Problem requirements:
Omit all pictures, then retype the data exactly as given.
»»
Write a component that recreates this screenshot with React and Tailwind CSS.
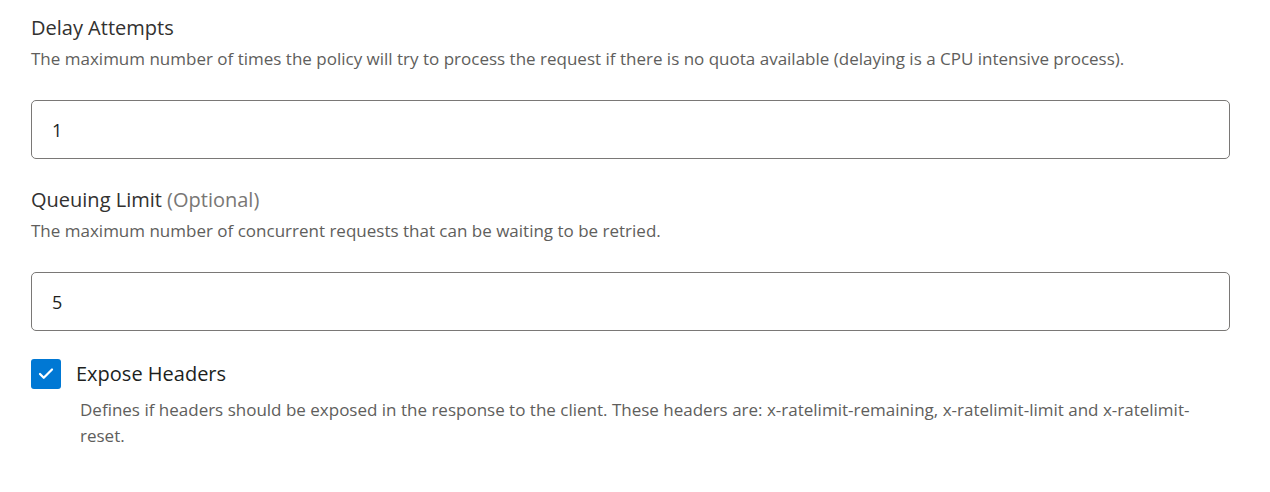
import { Check } from 'lucide-react';

const FONT = { fontFamily: '"Open Sans", "Noto Sans", sans-serif' };

function Field({ label, optional, help, value }) {
  return (
    <div className="flex flex-col">
      <label className="text-[20px] leading-[28px] text-[#323130]">
        {label}
        {optional && <span className="text-[#797775]"> (Optional)</span>}
      </label>
      <p className="mt-[4px] text-[17px] leading-[25px] text-[#605e5c]">{help}</p>
      <input
        readOnly
        value={value}
        className="mt-[29px] h-[59px] w-full rounded-[5px] border border-[#7a7876] bg-white px-[20px] text-[18px] text-[#201f1e] outline-none"
      />
    </div>
  );
}

export default function App() {
  return (
    <div className="min-h-[492px] bg-white pl-[31px] pr-[40px] pt-[14px]" style={FONT}>
      <Field
        label="Delay Attempts"
        help="The maximum number of times the policy will try to process the request if there is no quota available (delaying is a CPU intensive process)."
        value="1"
      />
      <div className="mt-[27px]">
        <Field
          label="Queuing Limit"
          optional
          help="The maximum number of concurrent requests that can be waiting to be retried."
          value="5"
        />
      </div>
      <div className="mt-[28px] flex items-center gap-[15px]">
        <span className="flex h-[30px] w-[30px] items-center justify-center rounded-[3px] bg-[#0078d4]">
          <Check className="text-white" size={18} strokeWidth={3} />
        </span>
        <span className="text-[20px] leading-[28px] text-[#201f1e]">Expose Headers</span>
      </div>
      <p className="ml-[49px] mt-[8px] text-[17px] leading-[26px] text-[#605e5c]">
        Defines if headers should be exposed in the response to the client. These headers are: x-ratelimit-remaining, x-ratelimit-limit and x-ratelimit-reset.
      </p>
    </div>
  );
}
««
Finished answer:
Write a component that recreates this screenshot with React and Tailwind CSS.
import { Check } from 'lucide-react';

const FONT = { fontFamily: '"Open Sans", "Noto Sans", sans-serif' };

function Field({ label, optional, help, value }) {
  return (
    <div className="flex flex-col">
      <label className="text-[20px] leading-[28px] text-[#323130]">
        {label}
        {optional && <span className="text-[#797775]"> (Optional)</span>}
      </label>
      <p className="mt-[4px] text-[17px] leading-[25px] text-[#605e5c]">{help}</p>
      <input
        readOnly
        value={value}
        className="mt-[29px] h-[59px] w-full rounded-[5px] border border-[#7a7876] bg-white px-[20px] text-[18px] text-[#201f1e] outline-none"
      />
    </div>
  );
}

export default function App() {
  return (
    <div className="min-h-[492px] bg-white pl-[31px] pr-[40px] pt-[14px]" style={FONT}>
      <Field
        label="Delay Attempts"
        help="The maximum number of times the policy will try to process the request if there is no quota available (delaying is a CPU intensive process)."
        value="1"
      />
      <div className="mt-[27px]">
        <Field
          label="Queuing Limit"
          optional
          help="The maximum number of concurrent requests that can be waiting to be retried."
          value="5"
        />
      </div>
      <div className="mt-[28px] flex items-center gap-[15px]">
        <span className="flex h-[30px] w-[30px] items-center justify-center rounded-[3px] bg-[#0078d4]">
          <Check className="text-white" size={18} strokeWidth={3} />
        </span>
        <span className="text-[20px] leading-[28px] text-[#201f1e]">Expose Headers</span>
      </div>
      <p className="ml-[49px] mt-[8px] text-[17px] leading-[26px] text-[#605e5c]">
        Defines if headers should be exposed in the response to the client. These headers are: x-ratelimit-remaining, x-ratelimit-limit and x-ratelimit-reset.
      </p>
    </div>
  );
}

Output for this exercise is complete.